| Given data |

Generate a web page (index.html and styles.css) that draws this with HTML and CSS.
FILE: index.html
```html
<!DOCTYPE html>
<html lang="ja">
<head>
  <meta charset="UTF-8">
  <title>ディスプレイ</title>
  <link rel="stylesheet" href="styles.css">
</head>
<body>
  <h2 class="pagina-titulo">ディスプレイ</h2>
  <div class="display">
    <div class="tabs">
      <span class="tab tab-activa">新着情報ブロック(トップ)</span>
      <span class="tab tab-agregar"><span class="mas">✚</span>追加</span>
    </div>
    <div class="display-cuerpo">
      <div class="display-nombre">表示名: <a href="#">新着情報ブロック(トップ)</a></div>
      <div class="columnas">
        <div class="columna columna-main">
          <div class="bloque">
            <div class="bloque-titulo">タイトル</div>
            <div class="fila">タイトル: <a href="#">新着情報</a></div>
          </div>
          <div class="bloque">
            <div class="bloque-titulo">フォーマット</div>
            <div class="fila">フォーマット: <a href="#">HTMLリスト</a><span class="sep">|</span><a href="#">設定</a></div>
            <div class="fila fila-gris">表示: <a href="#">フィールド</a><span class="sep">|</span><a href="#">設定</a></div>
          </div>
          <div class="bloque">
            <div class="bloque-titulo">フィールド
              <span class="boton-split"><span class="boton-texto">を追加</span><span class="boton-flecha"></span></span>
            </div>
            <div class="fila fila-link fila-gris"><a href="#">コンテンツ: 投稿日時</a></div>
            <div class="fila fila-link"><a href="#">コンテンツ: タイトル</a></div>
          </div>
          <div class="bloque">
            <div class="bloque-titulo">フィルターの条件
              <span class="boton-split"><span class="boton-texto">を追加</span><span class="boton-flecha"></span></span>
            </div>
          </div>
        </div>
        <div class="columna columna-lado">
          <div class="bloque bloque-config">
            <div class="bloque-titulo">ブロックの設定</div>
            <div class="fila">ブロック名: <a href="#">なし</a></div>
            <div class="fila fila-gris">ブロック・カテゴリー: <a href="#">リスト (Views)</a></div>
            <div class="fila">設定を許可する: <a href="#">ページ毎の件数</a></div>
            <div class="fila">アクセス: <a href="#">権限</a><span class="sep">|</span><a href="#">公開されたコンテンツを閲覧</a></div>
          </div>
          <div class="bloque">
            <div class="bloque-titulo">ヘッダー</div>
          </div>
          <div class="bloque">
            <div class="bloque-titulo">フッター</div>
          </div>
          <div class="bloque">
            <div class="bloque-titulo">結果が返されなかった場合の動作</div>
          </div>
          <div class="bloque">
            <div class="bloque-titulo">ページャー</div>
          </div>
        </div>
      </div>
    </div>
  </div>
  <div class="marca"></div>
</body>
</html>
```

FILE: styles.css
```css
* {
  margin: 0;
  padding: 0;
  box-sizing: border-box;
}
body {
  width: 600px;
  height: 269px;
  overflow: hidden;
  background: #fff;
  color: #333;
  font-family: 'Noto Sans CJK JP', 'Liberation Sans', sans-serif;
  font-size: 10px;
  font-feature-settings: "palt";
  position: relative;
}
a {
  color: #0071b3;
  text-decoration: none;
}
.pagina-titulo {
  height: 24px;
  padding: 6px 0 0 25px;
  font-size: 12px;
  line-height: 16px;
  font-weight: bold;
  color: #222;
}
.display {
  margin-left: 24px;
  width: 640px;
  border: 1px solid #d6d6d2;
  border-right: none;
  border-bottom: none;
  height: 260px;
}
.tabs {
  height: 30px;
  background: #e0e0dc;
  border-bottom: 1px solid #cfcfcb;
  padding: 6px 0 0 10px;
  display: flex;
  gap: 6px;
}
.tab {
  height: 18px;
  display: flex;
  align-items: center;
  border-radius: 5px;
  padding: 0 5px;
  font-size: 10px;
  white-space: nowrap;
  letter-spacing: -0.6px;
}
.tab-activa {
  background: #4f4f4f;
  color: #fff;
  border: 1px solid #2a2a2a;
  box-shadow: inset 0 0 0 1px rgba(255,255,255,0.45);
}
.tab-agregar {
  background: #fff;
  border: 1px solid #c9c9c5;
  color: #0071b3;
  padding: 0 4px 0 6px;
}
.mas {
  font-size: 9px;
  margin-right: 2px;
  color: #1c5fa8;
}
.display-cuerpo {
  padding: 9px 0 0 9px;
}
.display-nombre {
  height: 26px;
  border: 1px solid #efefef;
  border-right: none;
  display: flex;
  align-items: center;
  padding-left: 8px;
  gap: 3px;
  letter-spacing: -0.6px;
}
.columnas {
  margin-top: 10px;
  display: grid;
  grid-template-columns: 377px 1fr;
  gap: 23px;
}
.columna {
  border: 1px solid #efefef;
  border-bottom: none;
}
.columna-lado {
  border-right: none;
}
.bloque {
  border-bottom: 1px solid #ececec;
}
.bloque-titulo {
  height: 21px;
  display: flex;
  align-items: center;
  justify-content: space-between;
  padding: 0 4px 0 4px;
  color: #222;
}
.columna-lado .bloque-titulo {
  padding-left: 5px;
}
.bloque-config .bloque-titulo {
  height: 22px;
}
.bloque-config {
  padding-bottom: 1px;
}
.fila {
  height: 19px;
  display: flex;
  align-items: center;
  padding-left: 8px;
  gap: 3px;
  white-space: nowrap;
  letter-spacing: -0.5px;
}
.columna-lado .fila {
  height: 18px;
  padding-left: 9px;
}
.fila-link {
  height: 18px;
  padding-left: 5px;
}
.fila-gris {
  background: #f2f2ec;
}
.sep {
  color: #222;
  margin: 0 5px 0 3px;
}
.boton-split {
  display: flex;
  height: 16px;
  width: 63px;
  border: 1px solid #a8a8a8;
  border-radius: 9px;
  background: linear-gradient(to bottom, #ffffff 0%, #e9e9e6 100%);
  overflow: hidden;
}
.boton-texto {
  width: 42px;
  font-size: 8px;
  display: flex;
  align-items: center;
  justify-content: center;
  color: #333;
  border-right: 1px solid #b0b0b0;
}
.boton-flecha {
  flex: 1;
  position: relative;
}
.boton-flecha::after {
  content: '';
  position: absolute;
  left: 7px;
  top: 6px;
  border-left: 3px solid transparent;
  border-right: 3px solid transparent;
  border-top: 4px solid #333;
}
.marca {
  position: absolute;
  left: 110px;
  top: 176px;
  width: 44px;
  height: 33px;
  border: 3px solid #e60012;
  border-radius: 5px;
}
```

| Stated goal |
Copy the data above exactly. Every line must be included.

| Result |
Generate a web page (index.html and styles.css) that draws this with HTML and CSS.
FILE: index.html
```html
<!DOCTYPE html>
<html lang="ja">
<head>
  <meta charset="UTF-8">
  <title>ディスプレイ</title>
  <link rel="stylesheet" href="styles.css">
</head>
<body>
  <h2 class="pagina-titulo">ディスプレイ</h2>
  <div class="display">
    <div class="tabs">
      <span class="tab tab-activa">新着情報ブロック(トップ)</span>
      <span class="tab tab-agregar"><span class="mas">✚</span>追加</span>
    </div>
    <div class="display-cuerpo">
      <div class="display-nombre">表示名: <a href="#">新着情報ブロック(トップ)</a></div>
      <div class="columnas">
        <div class="columna columna-main">
          <div class="bloque">
            <div class="bloque-titulo">タイトル</div>
            <div class="fila">タイトル: <a href="#">新着情報</a></div>
          </div>
          <div class="bloque">
            <div class="bloque-titulo">フォーマット</div>
            <div class="fila">フォーマット: <a href="#">HTMLリスト</a><span class="sep">|</span><a href="#">設定</a></div>
            <div class="fila fila-gris">表示: <a href="#">フィールド</a><span class="sep">|</span><a href="#">設定</a></div>
          </div>
          <div class="bloque">
            <div class="bloque-titulo">フィールド
              <span class="boton-split"><span class="boton-texto">を追加</span><span class="boton-flecha"></span></span>
            </div>
            <div class="fila fila-link fila-gris"><a href="#">コンテンツ: 投稿日時</a></div>
            <div class="fila fila-link"><a href="#">コンテンツ: タイトル</a></div>
          </div>
          <div class="bloque">
            <div class="bloque-titulo">フィルターの条件
              <span class="boton-split"><span class="boton-texto">を追加</span><span class="boton-flecha"></span></span>
            </div>
          </div>
        </div>
        <div class="columna columna-lado">
          <div class="bloque bloque-config">
            <div class="bloque-titulo">ブロックの設定</div>
            <div class="fila">ブロック名: <a href="#">なし</a></div>
            <div class="fila fila-gris">ブロック・カテゴリー: <a href="#">リスト (Views)</a></div>
            <div class="fila">設定を許可する: <a href="#">ページ毎の件数</a></div>
            <div class="fila">アクセス: <a href="#">権限</a><span class="sep">|</span><a href="#">公開されたコンテンツを閲覧</a></div>
          </div>
          <div class="bloque">
            <div class="bloque-titulo">ヘッダー</div>
          </div>
          <div class="bloque">
            <div class="bloque-titulo">フッター</div>
          </div>
          <div class="bloque">
            <div class="bloque-titulo">結果が返されなかった場合の動作</div>
          </div>
          <div class="bloque">
            <div class="bloque-titulo">ページャー</div>
          </div>
        </div>
      </div>
    </div>
  </div>
  <div class="marca"></div>
</body>
</html>
```

FILE: styles.css
```css
* {
  margin: 0;
  padding: 0;
  box-sizing: border-box;
}
body {
  width: 600px;
  height: 269px;
  overflow: hidden;
  background: #fff;
  color: #333;
  font-family: 'Noto Sans CJK JP', 'Liberation Sans', sans-serif;
  font-size: 10px;
  font-feature-settings: "palt";
  position: relative;
}
a {
  color: #0071b3;
  text-decoration: none;
}
.pagina-titulo {
  height: 24px;
  padding: 6px 0 0 25px;
  font-size: 12px;
  line-height: 16px;
  font-weight: bold;
  color: #222;
}
.display {
  margin-left: 24px;
  width: 640px;
  border: 1px solid #d6d6d2;
  border-right: none;
  border-bottom: none;
  height: 260px;
}
.tabs {
  height: 30px;
  background: #e0e0dc;
  border-bottom: 1px solid #cfcfcb;
  padding: 6px 0 0 10px;
  display: flex;
  gap: 6px;
}
.tab {
  height: 18px;
  display: flex;
  align-items: center;
  border-radius: 5px;
  padding: 0 5px;
  font-size: 10px;
  white-space: nowrap;
  letter-spacing: -0.6px;
}
.tab-activa {
  background: #4f4f4f;
  color: #fff;
  border: 1px solid #2a2a2a;
  box-shadow: inset 0 0 0 1px rgba(255,255,255,0.45);
}
.tab-agregar {
  background: #fff;
  border: 1px solid #c9c9c5;
  color: #0071b3;
  padding: 0 4px 0 6px;
}
.mas {
  font-size: 9px;
  margin-right: 2px;
  color: #1c5fa8;
}
.display-cuerpo {
  padding: 9px 0 0 9px;
}
.display-nombre {
  height: 26px;
  border: 1px solid #efefef;
  border-right: none;
  display: flex;
  align-items: center;
  padding-left: 8px;
  gap: 3px;
  letter-spacing: -0.6px;
}
.columnas {
  margin-top: 10px;
  display: grid;
  grid-template-columns: 377px 1fr;
  gap: 23px;
}
.columna {
  border: 1px solid #efefef;
  border-bottom: none;
}
.columna-lado {
  border-right: none;
}
.bloque {
  border-bottom: 1px solid #ececec;
}
.bloque-titulo {
  height: 21px;
  display: flex;
  align-items: center;
  justify-content: space-between;
  padding: 0 4px 0 4px;
  color: #222;
}
.columna-lado .bloque-titulo {
  padding-left: 5px;
}
.bloque-config .bloque-titulo {
  height: 22px;
}
.bloque-config {
  padding-bottom: 1px;
}
.fila {
  height: 19px;
  display: flex;
  align-items: center;
  padding-left: 8px;
  gap: 3px;
  white-space: nowrap;
  letter-spacing: -0.5px;
}
.columna-lado .fila {
  height: 18px;
  padding-left: 9px;
}
.fila-link {
  height: 18px;
  padding-left: 5px;
}
.fila-gris {
  background: #f2f2ec;
}
.sep {
  color: #222;
  margin: 0 5px 0 3px;
}
.boton-split {
  display: flex;
  height: 16px;
  width: 63px;
  border: 1px solid #a8a8a8;
  border-radius: 9px;
  background: linear-gradient(to bottom, #ffffff 0%, #e9e9e6 100%);
  overflow: hidden;
}
.boton-texto {
  width: 42px;
  font-size: 8px;
  display: flex;
  align-items: center;
  justify-content: center;
  color: #333;
  border-right: 1px solid #b0b0b0;
}
.boton-flecha {
  flex: 1;
  position: relative;
}
.boton-flecha::after {
  content: '';
  position: absolute;
  left: 7px;
  top: 6px;
  border-left: 3px solid transparent;
  border-right: 3px solid transparent;
  border-top: 4px solid #333;
}
.marca {
  position: absolute;
  left: 110px;
  top: 176px;
  width: 44px;
  height: 33px;
  border: 3px solid #e60012;
  border-radius: 5px;
}
```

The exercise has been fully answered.